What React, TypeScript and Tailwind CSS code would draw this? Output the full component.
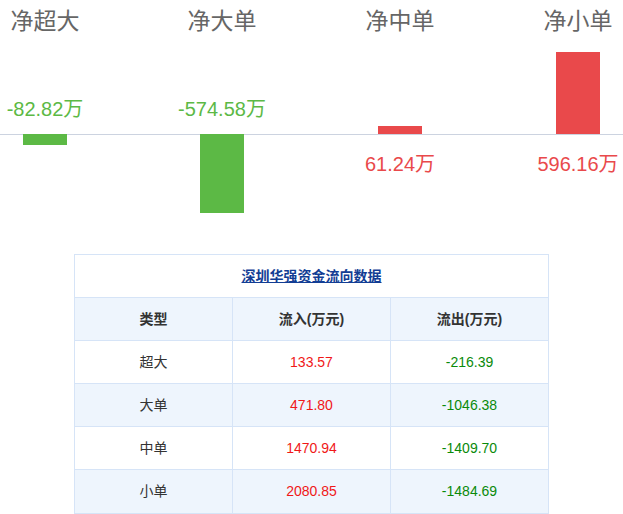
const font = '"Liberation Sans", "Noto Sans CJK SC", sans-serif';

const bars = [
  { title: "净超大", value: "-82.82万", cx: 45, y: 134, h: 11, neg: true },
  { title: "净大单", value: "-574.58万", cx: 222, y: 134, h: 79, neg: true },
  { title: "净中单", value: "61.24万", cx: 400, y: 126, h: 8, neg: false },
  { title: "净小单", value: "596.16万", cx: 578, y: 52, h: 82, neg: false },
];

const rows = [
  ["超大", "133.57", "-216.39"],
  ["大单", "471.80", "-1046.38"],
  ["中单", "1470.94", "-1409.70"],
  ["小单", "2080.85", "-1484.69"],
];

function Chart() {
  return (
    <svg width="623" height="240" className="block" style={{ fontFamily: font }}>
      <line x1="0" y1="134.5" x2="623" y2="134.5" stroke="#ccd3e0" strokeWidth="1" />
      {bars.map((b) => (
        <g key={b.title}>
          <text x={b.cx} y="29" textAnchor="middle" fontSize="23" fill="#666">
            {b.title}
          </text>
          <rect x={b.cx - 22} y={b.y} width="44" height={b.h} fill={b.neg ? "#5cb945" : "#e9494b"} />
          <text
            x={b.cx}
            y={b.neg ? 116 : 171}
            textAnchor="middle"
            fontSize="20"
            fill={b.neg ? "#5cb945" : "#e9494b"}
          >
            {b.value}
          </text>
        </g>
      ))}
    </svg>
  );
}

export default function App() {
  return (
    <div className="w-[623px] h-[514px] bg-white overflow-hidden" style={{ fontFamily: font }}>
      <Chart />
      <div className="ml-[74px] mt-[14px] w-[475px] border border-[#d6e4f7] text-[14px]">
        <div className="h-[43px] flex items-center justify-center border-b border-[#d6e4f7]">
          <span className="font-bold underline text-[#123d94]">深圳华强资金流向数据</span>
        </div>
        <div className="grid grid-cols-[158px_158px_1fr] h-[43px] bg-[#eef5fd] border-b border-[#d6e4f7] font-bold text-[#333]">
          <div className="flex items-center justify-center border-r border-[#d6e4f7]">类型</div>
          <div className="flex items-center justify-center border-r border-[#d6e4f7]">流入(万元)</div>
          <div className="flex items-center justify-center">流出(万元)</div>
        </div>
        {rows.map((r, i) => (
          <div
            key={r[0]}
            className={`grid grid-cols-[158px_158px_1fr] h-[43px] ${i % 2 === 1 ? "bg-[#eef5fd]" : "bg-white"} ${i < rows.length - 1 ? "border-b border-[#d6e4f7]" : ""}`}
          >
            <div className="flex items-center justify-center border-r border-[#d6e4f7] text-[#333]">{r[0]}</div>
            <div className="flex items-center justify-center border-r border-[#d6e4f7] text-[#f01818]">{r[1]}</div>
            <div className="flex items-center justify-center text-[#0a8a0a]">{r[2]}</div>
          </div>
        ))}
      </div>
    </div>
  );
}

===

# [What this task involves]
Repeat the data in full and exactly. Omit pictures.

# [Full answer]
What React, TypeScript and Tailwind CSS code would draw this? Output the full component.
const font = '"Liberation Sans", "Noto Sans CJK SC", sans-serif';

const bars = [
  { title: "净超大", value: "-82.82万", cx: 45, y: 134, h: 11, neg: true },
  { title: "净大单", value: "-574.58万", cx: 222, y: 134, h: 79, neg: true },
  { title: "净中单", value: "61.24万", cx: 400, y: 126, h: 8, neg: false },
  { title: "净小单", value: "596.16万", cx: 578, y: 52, h: 82, neg: false },
];

const rows = [
  ["超大", "133.57", "-216.39"],
  ["大单", "471.80", "-1046.38"],
  ["中单", "1470.94", "-1409.70"],
  ["小单", "2080.85", "-1484.69"],
];

function Chart() {
  return (
    <svg width="623" height="240" className="block" style={{ fontFamily: font }}>
      <line x1="0" y1="134.5" x2="623" y2="134.5" stroke="#ccd3e0" strokeWidth="1" />
      {bars.map((b) => (
        <g key={b.title}>
          <text x={b.cx} y="29" textAnchor="middle" fontSize="23" fill="#666">
            {b.title}
          </text>
          <rect x={b.cx - 22} y={b.y} width="44" height={b.h} fill={b.neg ? "#5cb945" : "#e9494b"} />
          <text
            x={b.cx}
            y={b.neg ? 116 : 171}
            textAnchor="middle"
            fontSize="20"
            fill={b.neg ? "#5cb945" : "#e9494b"}
          >
            {b.value}
          </text>
        </g>
      ))}
    </svg>
  );
}

export default function App() {
  return (
    <div className="w-[623px] h-[514px] bg-white overflow-hidden" style={{ fontFamily: font }}>
      <Chart />
      <div className="ml-[74px] mt-[14px] w-[475px] border border-[#d6e4f7] text-[14px]">
        <div className="h-[43px] flex items-center justify-center border-b border-[#d6e4f7]">
          <span className="font-bold underline text-[#123d94]">深圳华强资金流向数据</span>
        </div>
        <div className="grid grid-cols-[158px_158px_1fr] h-[43px] bg-[#eef5fd] border-b border-[#d6e4f7] font-bold text-[#333]">
          <div className="flex items-center justify-center border-r border-[#d6e4f7]">类型</div>
          <div className="flex items-center justify-center border-r border-[#d6e4f7]">流入(万元)</div>
          <div className="flex items-center justify-center">流出(万元)</div>
        </div>
        {rows.map((r, i) => (
          <div
            key={r[0]}
            className={`grid grid-cols-[158px_158px_1fr] h-[43px] ${i % 2 === 1 ? "bg-[#eef5fd]" : "bg-white"} ${i < rows.length - 1 ? "border-b border-[#d6e4f7]" : ""}`}
          >
            <div className="flex items-center justify-center border-r border-[#d6e4f7] text-[#333]">{r[0]}</div>
            <div className="flex items-center justify-center border-r border-[#d6e4f7] text-[#f01818]">{r[1]}</div>
            <div className="flex items-center justify-center text-[#0a8a0a]">{r[2]}</div>
          </div>
        ))}
      </div>
    </div>
  );
}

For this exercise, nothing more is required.